Under Wyoming law, you must appoint a registered agent in the state as part of this document. This agent accepts notices of lawsuits and similar processes for the company. The secretary of state asks for the name of the filer: For an LLC, this is the organizer, and for a corporation, this is the incorporator. To maintain your privacy, we recommend that you have us set up your company: We'll act as your registered agent and provide governing documents, making it easy for you to start a business while staying anonymous.
The IRS issues every business an employer identification number, known as an EIN, FEIN, Federal EIN, employer ID, or taxpayer ID. The EIN is used on federal taxes for identifying your company. While all corporations need an EIN, certain single-member LLCs may have an exemption. However, we still advise obtaining an EIN so you can keep the company's finances separate from your own. With no EIN, and thus no separate bank account, it's difficult to argue that you obeyed corporate formalities and deserve the benefit of the law in case of a lawsuit or other negative credit event. Any company with employees that files certain tax returns, has Keogh plans, has multiple owners, or is involved with trusts, real estate, and mortgage investments, estates, farmers' cooperatives, nonprofits, or plan administrators needs an employer identification number.
It's fairly easy to open a business bank account. You will need to show the bank your articles of incorporation or organization, the corporate bylaws or operating agreement, your EIN, and the initial resolution that authorizes account openings. We provide all these, save the EIN, as part of our standard $199 package. You may obtain an EIN yourself or select the choice on our order form.

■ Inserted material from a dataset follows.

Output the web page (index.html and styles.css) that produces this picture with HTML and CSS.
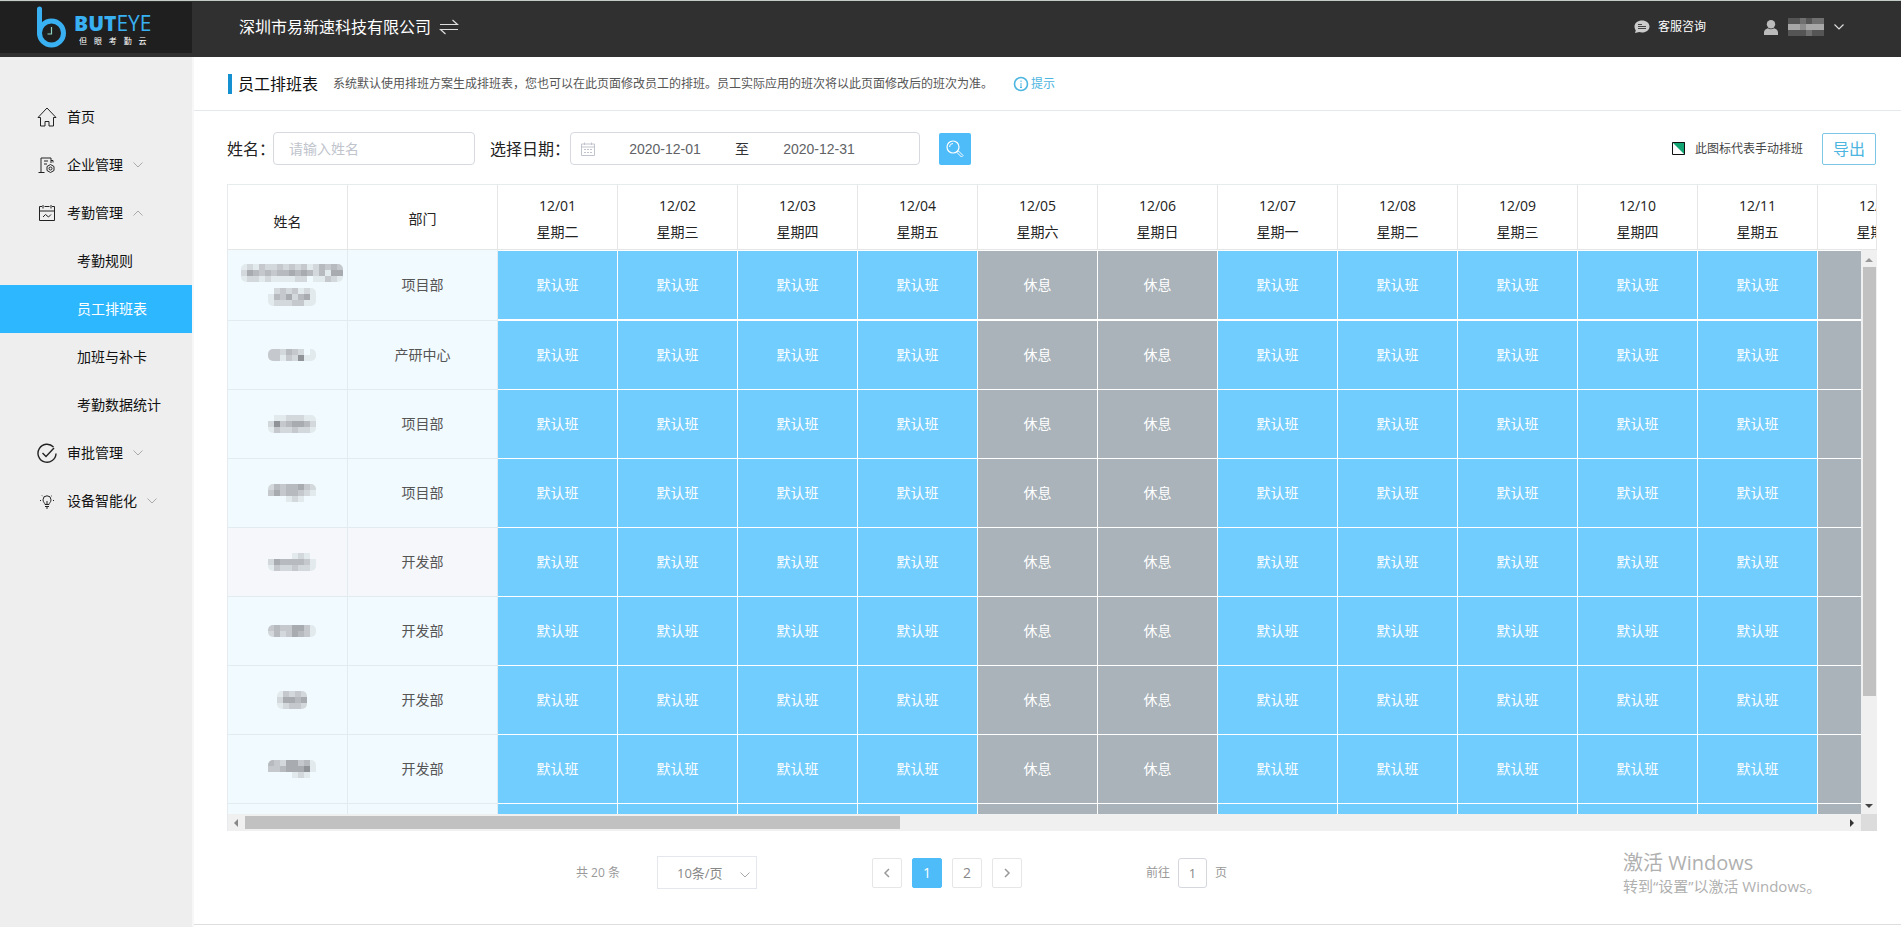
FILE: index.html
```html
<!DOCTYPE html>
<html lang="zh-CN">
<head>
<meta charset="utf-8">
<title>员工排班表</title>
<link rel="stylesheet" href="styles.css">
</head>
<body>
<header class="topbar">
  <div class="brand">
    <svg class="brand-mark" viewBox="0 0 30 42" aria-hidden="true">
      <path d="M2.5 3v24" fill="none" stroke="#38b0f2" stroke-width="5" stroke-linecap="round"/>
      <circle cx="14.500" cy="27" r="12" fill="none" stroke="#38b0f2" stroke-width="5"/>
      <path d="M14.500 21v7h-4" fill="none" stroke="#8fd3c0" stroke-width="1.200"/>
    </svg>
    <div class="brand-text">
      <div class="brand-name"><b>BUT</b>EYE</div>
      <div class="brand-sub"><span>但</span><span>眼</span><span>考</span><span>勤</span><span>云</span></div>
    </div>
  </div>
  <div class="company">
    <span>深圳市易新速科技有限公司</span>
    <button class="plain" aria-label="切换公司">
      <svg width="20" height="16" viewBox="0 0 20 16" fill="none" stroke="#ddd" stroke-width="1.200"><path d="M1 5.500h17.500L13.500 1M19 10.500H1.500l5 4.500"/></svg>
    </button>
  </div>
  <a class="service" href="#">
    <svg width="16" height="14" viewBox="0 0 16 14"><path d="M8 .5c4.300 0 7.500 2.600 7.500 6s-3.200 6-7.500 6c-1 0-2-.1-2.900-.4L1 13l.8-2.600C1 9.300.5 8 .5 6.500c0-3.400 3.200-6 7.500-6z" fill="#ccc"/><path d="M4 4.500h4M4 6.500h8M4 8.500h8" stroke="#444" stroke-width="1"/></svg>
    <span>客服咨询</span>
  </a>
  <button class="plain user" aria-label="用户菜单">
    <svg width="14" height="15" viewBox="0 0 14 15" fill="#bbb"><circle cx="7" cy="4.200" r="4.200"/><path d="M0 15v-2.500C0 10.300 1.700 9 3.800 8.300c2 1.300 4.400 1.300 6.400 0C12.300 9 14 10.300 14 12.500V15z"/></svg>
    <svg class="user-name" width="36" height="18" viewBox="0 0 36 18"><path fill="#555" d="M0 0h36v18H0z"/><path fill="#707070" d="M12 0h6v6h-6zM24 0h12v6H24zM18 12h6v6h-6z"/><path fill="#a8a8a8" d="M0 6h12v6H0zM18 6h18v6H18z"/><path fill="#8c8c8c" d="M12 6h6v6h-6z"/></svg>
    <svg width="10" height="6" viewBox="0 0 10 6" fill="none" stroke="#ddd" stroke-width="1.200"><path d="M.5.5 5 5 9.500.5"/></svg>
  </button>
</header>

<div class="layout">
  <nav class="sidebar">
    <a class="menu" href="#">
      <svg class="menu-icon" viewBox="0 0 20 20"><path d="M1 10.500 10 1l9 9.500h-2.500V19H12v-4.500H8V19H3.500v-8.500z"/></svg>
      <span>首页</span>
    </a>
    <a class="menu" href="#">
      <svg class="menu-icon" viewBox="0 0 20 20"><path d="M1.500 17.500h6M4 17.500V3h10v5M14 5.500h2v2M7 6h4M7 9h3"/><path d="M13.500 9.500l3.500 2v4l-3.500 2-3.500-2v-4z"/><circle cx="13.500" cy="13.500" r="1.500"/></svg>
      <span>企业管理</span>
      <svg class="caret" viewBox="0 0 10 6"><path d="M.5.5 5 5 9.500.5"/></svg>
    </a>
    <a class="menu" href="#">
      <svg class="menu-icon" viewBox="0 0 20 20"><path d="M5 3.500H2.500v14h15v-14H15M7.500 3.500h5M6 2v3.500M14 2v3.500M2.500 8h15M6 14l2.500-2.500 3 2.500 2.500-2.500"/></svg>
      <span>考勤管理</span>
      <svg class="caret" viewBox="0 0 10 6"><path d="M.5 5.500 5 1l4.500 4.500"/></svg>
    </a>
    <a class="menu sub" href="#">考勤规则</a>
    <a class="menu sub active" href="#">员工排班表</a>
    <a class="menu sub" href="#">加班与补卡</a>
    <a class="menu sub" href="#">考勤数据统计</a>
    <a class="menu" href="#">
      <svg class="menu-icon" viewBox="0 0 20 20"><path d="M16.500 4A9 9 0 1 0 19 10.500M5.500 10l3.500 3.500L17 5" stroke-width="1.400"/></svg>
      <span>审批管理</span>
      <svg class="caret" viewBox="0 0 10 6"><path d="M.5.5 5 5 9.500.5"/></svg>
    </a>
    <a class="menu" href="#">
      <svg class="menu-icon" viewBox="0 0 20 20"><path d="M8 13.500c0-1.500-2-2.300-2-4.700a4 4 0 0 1 8 0c0 2.400-2 3.200-2 4.700zM8 15.500h4M9 17h2M3 9.500h1M16 9.500h1M5 4.500l.7.700M15 4.500l-.7.700M10 10v3"/></svg>
      <span>设备智能化</span>
      <svg class="caret" viewBox="0 0 10 6"><path d="M.5.5 5 5 9.500.5"/></svg>
    </a>
  </nav>

  <main class="page">
    <div class="page-head">
      <h1>员工排班表</h1>
      <p>系统默认使用排班方案生成排班表，您也可以在此页面修改员工的排班。员工实际应用的班次将以此页面修改后的班次为准。</p>
      <a class="tip" href="#">
        <svg width="16" height="16" viewBox="0 0 16 16" fill="none" stroke="#4cb5e0"><circle cx="8" cy="8" r="6.500" stroke-width="1.600"/><path d="M8 4.500V6M8 7v4.500M7 11.500h2"/></svg>
        <span>提示</span>
      </a>
    </div>

    <form class="filters">
      <label for="name">姓名：</label>
      <input class="name-input" id="name" type="text" placeholder="请输入姓名">
      <label class="date-label" for="from">选择日期：</label>
      <div class="date-range">
        <svg width="14" height="14" viewBox="0 0 14 14" fill="none" stroke="#c0c4cc"><path d="M.5 2h13v11.500H.5zM.5 5h13M3.500.5V3M10.500.5V3M3 7.500h2M6 7.500h2M9 7.500h2M3 10.500h2M6 10.500h2M9 10.500h2"/></svg>
        <input id="from" type="text" value="2020-12-01">
        <span>至</span>
        <input type="text" value="2020-12-31" aria-label="结束日期">
      </div>
      <button class="search" type="button" aria-label="搜索">
        <svg width="18" height="18" viewBox="0 0 18 18" fill="none" stroke="#fff"><circle cx="7" cy="7" r="6" stroke-width="1.200"/><path d="M3.500 7A3.500 3.500 0 0 1 7 3.500"/><path d="M11 12.500l1.500-1.500 4.500 4.500-1.500 1.500z"/></svg>
      </button>
      <div class="legend">
        <svg width="13" height="13" viewBox="0 0 13 13"><path fill="#fff" d="M0 0h13v13H0z"/><path fill="#12a573" d="M0 0h13v13z"/><path fill="none" stroke="#111" d="M.5.5h12v12H.5z"/></svg>
        <span>此图标代表手动排班</span>
      </div>
      <button class="export" type="button">导出</button>
    </form>

    <section class="grid">
      <div class="grid-head"><table class="schedule"><thead><tr id="days"></tr></thead></table></div>
      <div class="grid-body"><table class="schedule"><tbody id="rows"></tbody></table></div>
      <div class="vbar">
        <svg width="8" height="5" viewBox="0 0 8 5"><path fill="#999" d="M0 5l4-4 4 4z"/></svg>
        <div class="vtrack"><div class="vthumb"></div></div>
        <svg width="8" height="5" viewBox="0 0 8 5"><path fill="#444" d="M0 0l4 4 4-4z"/></svg>
      </div>
      <div class="hbar">
        <svg width="5" height="8" viewBox="0 0 5 8"><path fill="#888" d="M5 0L1 4l4 4z"/></svg>
        <div class="htrack"><div class="hthumb"></div></div>
        <svg width="5" height="8" viewBox="0 0 5 8"><path fill="#333" d="M0 0l4 4-4 4z"/></svg>
      </div>
      <div class="corner"></div>
    </section>

    <footer class="pager">
      <span class="total">共 20 条</span>
      <div class="size">
        <select aria-label="每页条数"><option>10条/页</option></select>
        <svg class="caret" viewBox="0 0 10 6"><path d="M.5.5 5 5 9.500.5"/></svg>
      </div>
      <div class="pages">
        <button aria-label="上一页"><svg width="8" height="10" viewBox="0 0 8 10"><path d="M6 1 2 5l4 4"/></svg></button>
        <button class="current">1</button>
        <button>2</button>
        <button aria-label="下一页"><svg width="8" height="10" viewBox="0 0 8 10"><path d="M2 1l4 4-4 4"/></svg></button>
      </div>
      <div class="jump">
        <label for="jump">前往</label>
        <input id="jump" type="text" value="1">
        <span>页</span>
      </div>
    </footer>
  </main>
</div>

<aside class="watermark">
  <div class="watermark-title">激活 Windows</div>
  <div>转到“设置”以激活 Windows。</div>
</aside>
<script src="schedule.js"></script>
</body>
</html>
```
FILE: styles.css
```css
* { box-sizing: border-box; }

body {
  margin: 0;
  height: 100vh;
  display: flex;
  flex-direction: column;
  overflow: hidden;
  background: #fff;
  color: #303133;
  font: 14px/20px "Open Sans", "Noto Sans CJK SC", sans-serif;
}

a { color: inherit; text-decoration: none; }
svg { flex: none; }
button, input, select { font: inherit; margin: 0; }
input { min-width: 0; outline: none; }

.plain {
  display: flex;
  align-items: center;
  padding: 0;
  border: 0;
  background: none;
}

/* top bar */
.topbar {
  display: flex;
  align-items: center;
  height: 57px;
  padding: 0 57px 4px 0;
  border-top: 1px solid #c4ccc8;
  background: #303030;
  color: #fff;
}

.brand {
  display: flex;
  align-items: center;
  gap: 7px;
  width: 192px;
  height: 51px;
  padding-left: 37px;
  background: #1f1f1f;
}

.brand-mark { width: 30px; height: 42px; }
.brand-text { display: flex; flex-direction: column; gap: 2px; padding-top: 4px; }
.brand-name { font: 21px/22px "Open Sans", sans-serif; color: #38b0f2; }
.brand-name b { font-weight: 800; }
.brand-sub { display: flex; justify-content: space-between; padding: 0 5px; font-size: 8px; line-height: 10px; }

.company {
  display: flex;
  align-items: center;
  gap: 8px;
  margin-right: auto;
  padding-left: 47px;
  font-size: 16px;
}

.service { display: flex; align-items: center; gap: 8px; font-size: 12px; }
.user { gap: 10px; margin-left: 58px; }

/* sidebar */
.layout { display: flex; flex: 1; min-height: 0; }

.sidebar {
  width: 194px;
  flex: none;
  padding-top: 36px;
  background: #eee;
  border-right: 2px solid #f7f7f7;
}

.menu {
  display: flex;
  align-items: center;
  height: 48px;
  padding-left: 37px;
  color: #111;
}

.menu span { margin: 0 10px; }
.sub { padding-left: 77px; }
.active { background: #2db7ff; color: #fff; }
.menu-icon { width: 20px; height: 20px; fill: none; stroke: #222; }
.caret { width: 10px; height: 6px; fill: none; stroke: #aaa; }

/* page */
.page {
  display: flex;
  flex-direction: column;
  flex: 1;
  min-width: 0;
  margin-bottom: 2px;
  border-bottom: 1px solid #ddd;
}

.page-head {
  display: flex;
  align-items: center;
  height: 54px;
  padding-left: 34px;
  border-bottom: 1px solid #e4e9ec;
}

h1 {
  margin: 0;
  padding-left: 6px;
  border-left: 4px solid #1590d0;
  font-size: 16px;
  font-weight: 400;
  line-height: 20px;
  color: #111;
}

.page-head p { margin: 0 20px 0 15px; font-size: 12px; color: #555; }
.tip { display: flex; align-items: center; gap: 2px; font-size: 12px; color: #4cb5e0; }

.filters {
  display: flex;
  align-items: center;
  height: 73px;
  padding: 2px 25px 0 33px;
}

.filters label { font-size: 16px; color: #222; }

.name-input, .date-range {
  height: 33px;
  border: 1px solid #d6d9e0;
  border-radius: 4px;
  background: #fff;
}

.name-input { width: 202px; padding: 0 15px; margin-left: -2px; }
.name-input::placeholder { color: #c0c4cc; }
.date-label { margin-left: 15px; }

.date-range {
  display: flex;
  align-items: center;
  width: 350px;
  padding: 0 30px 0 10px;
}

.date-range input {
  flex: 1;
  border: 0;
  padding: 0;
  text-align: center;
  font-family: "Liberation Sans", sans-serif;
  color: #606266;
}

.search {
  display: flex;
  align-items: center;
  justify-content: center;
  width: 32px;
  height: 32px;
  margin-left: 19px;
  padding: 0;
  border: 0;
  border-radius: 2px;
  background: #4ebcf8;
}

.legend {
  display: flex;
  align-items: center;
  gap: 10px;
  margin: 0 19px 0 auto;
  font-size: 12px;
  color: #444;
}

.export {
  width: 54px;
  height: 32px;
  padding: 0;
  border: 1px solid #7cc6e8;
  border-radius: 2px;
  background: #fff;
  font-size: 16px;
  color: #4cb5e0;
}

/* schedule grid */
.grid {
  display: grid;
  grid-template-columns: 1fr 16px;
  grid-template-rows: auto 1fr 17px;
  flex: 1;
  min-height: 0;
  margin: 0 24px 0 33px;
  border: 1px solid #e6ebee;
  border-width: 1px 0 0 1px;
}

.grid-head { grid-column: 1 / 3; overflow: hidden; border-right: 1px solid #e6e6e6; }
.grid-body { overflow: hidden; }

.schedule { width: 1710px; table-layout: fixed; border-collapse: separate; border-spacing: 0; }

.schedule th, .schedule td {
  width: 120px;
  height: 69px;
  padding: 0;
  border: 1px solid #e2ecf0;
  border-width: 0 1px 1px 0;
  text-align: center;
  vertical-align: middle;
  font-weight: 400;
}

.schedule th { height: 65px; padding-top: 4px; line-height: 26px; color: #222; border-color: #e6e6e6; }
.schedule th:first-child { padding-top: 10px; }
.schedule .dept { width: 150px; }
.schedule td { background: #f1faff; color: #555; }
.schedule td:first-child { padding-left: 8px; }
.schedule .hovered td { background: #f5f7fa; }
.schedule td.work, .schedule .hovered td.work { background: #72cdff; border-color: #fff; color: #fff; }
.schedule td.rest, .schedule .hovered td.rest { background: #a9b3b9; border-color: #fff; color: #fff; }
.schedule tr:first-child td { height: 71px; }
.schedule tr:first-child .work, .schedule tr:first-child .rest { border-top: 1px solid #fff; border-bottom-width: 2px; }
.mask { display: block; margin: 0 auto; border-radius: 5px; }
.mask + .mask { margin-top: 6px; }

.vbar, .hbar { display: flex; align-items: center; background: #f0f0f0; }
.vbar { flex-direction: column; padding: 7px 0 5px; }
.vtrack { flex: 1; width: 13px; margin: 5px 0 7px; }
.vthumb { height: 81%; background: #c1c1c1; }
.hbar { padding: 0 6px 0 5px; }
.htrack { flex: 1; height: 13px; margin: 0 7px; }
.hthumb { width: 41%; height: 13px; background: #c1c1c1; }
.corner { background: #dcdcdc; }

/* pagination */
.pager {
  display: flex;
  align-items: center;
  height: 93px;
  padding: 0 0 10px 382px;
  font-size: 12px;
  color: #999;
}

.size { position: relative; margin-left: 37px; }

.size select {
  appearance: none;
  display: block;
  width: 100px;
  height: 33px;
  padding: 0 19px;
  border: 1px solid #e4e7ed;
  border-radius: 0;
  background: #fff;
  font-size: 13px;
  color: #888;
}

.size .caret { position: absolute; right: 7px; top: 16px; }

.pages { display: flex; gap: 10px; margin-left: 115px; }

.pages button {
  display: flex;
  align-items: center;
  justify-content: center;
  width: 30px;
  height: 30px;
  padding: 0;
  border: 1px solid #e6e6e6;
  border-radius: 2px;
  background: #fff;
  font-size: 14px;
  color: #888;
}

.pages svg { fill: none; stroke: #999; stroke-width: 1.5; }
.pages .current { border-color: #4ebcf8; background: #4ebcf8; color: #fff; }

.jump { display: flex; align-items: center; gap: 8px; margin-left: 124px; }

.jump input {
  width: 29px;
  height: 30px;
  padding: 0;
  border: 1px solid #d4d7de;
  border-radius: 3px;
  text-align: center;
  font-size: 13px;
  color: #888;
}

.watermark {
  position: absolute;
  right: 78px;
  bottom: 31px;
  width: 200px;
  white-space: nowrap;
  font-size: 15px;
  color: #b0b0b0;
  pointer-events: none;
}

.watermark-title { font-size: 20px; line-height: 27px; }
```
FILE: schedule.js
```javascript
const weekdays = ["二", "三", "四", "五", "六", "日", "一"];
const dayCount = 12;
const isRest = (i) => i % 7 === 4 || i % 7 === 5;

// Each name is hidden by a mosaic; digits run from 0 (clear) to 6 (darkest).
const staff = [
  { dept: "项目部", masks: ["12132232323124343/25434344545424155/12212111122011321", "02323121/14352451/12223311"] },
  { dept: "产研中心", masks: ["33243201/33132611"] },
  { dept: "项目部", masks: ["01122211/26345542/13223221"] },
  { dept: "项目部", masks: ["24344532/35344321/00012100"] },
  { dept: "开发部", hovered: true, masks: ["00001210/25444431/13223221"] },
  { dept: "开发部", masks: ["34335531/24235431"] },
  { dept: "开发部", masks: ["13232/25545/12332"] },
  { dept: "开发部", masks: ["43255341/33455561/00001210"] },
  { dept: "开发部", masks: [] },
];

const shades = ["none", "#e3eaee", "#d3d8dc", "#c5c9cd", "#b7babe", "#a8abb0", "#909398"];

function mask(pattern) {
  const lines = pattern.split("/");
  const w = lines[0].length * 6;
  const h = lines.length * 6;
  const cells = lines.map((line, y) => [...line].map((c, x) =>
    `<path fill="${shades[c]}" d="M${x * 6} ${y * 6}h6v6h-6z"/>`).join("")).join("");
  return `<svg class="mask" width="${w}" height="${h}" viewBox="0 0 ${w} ${h}">${cells}</svg>`;
}

let head = '<th>姓名</th><th class="dept">部门</th>';
for (let i = 0; i < dayCount; i++) {
  head += `<th>12/${String(i + 1).padStart(2, "0")}<br>星期${weekdays[i % 7]}</th>`;
}
document.getElementById("days").innerHTML = head;

document.getElementById("rows").innerHTML = staff.map((p) => {
  let cells = `<td>${p.masks.map(mask).join("")}</td><td class="dept">${p.dept}</td>`;
  for (let i = 0; i < dayCount; i++) {
    cells += isRest(i) ? '<td class="rest">休息</td>' : '<td class="work">默认班</td>';
  }
  return `<tr class="${p.hovered ? "hovered" : ""}">${cells}</tr>`;
}).join("");
```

Wyoming does not require business licenses, unlike Nevada, which charges hundreds of dollars for essentially nothing. Some industries are exceptions that will require a license, though. This step is required for those with business related to wildlife, transportation, insurance, fire prevention, electricity, banking, and food. Specific other professions also require licensing, including medicine, law, barbershops, athletic training, and more. But this requirement will always only apply to a subsidiary Wyoming LLC: A holding company does not do business directly, so you will not need a business license for it.
It is generally easiest to create a Wyoming holding company first and the subsidiaries second. You will list the owner of the subsidiaries as the holding company so the initial documents can be drafted correctly. If you already have existing companies and want to move them under your Wyoming holding company, then you will need to change the operating agreement or bylaws of each subsidiary company to reflect the new owner.
Frequently Asked Questions
Starting a holding company is not significantly different than forming a traditional LLC or Corporation. The filing process is the same, but the difference comes in how the company operates and how the internal documents are structured, e.g. the operating agreement.
A holding company should be setup to provide privacy, asset protection, minimize taxes, and enhance flexibility when investing across various asset classes.
A holding company is designed to hold a variety of assets, but it is formed the same as any other company. The difference is operations are generally outsourced or pushed down to a subsidiary for asset protection.
One person can own a holding company, this is no problem. This holding company may be used to invest as an individual or with other partners. The holding company can be owned by one person or a trust if preferred.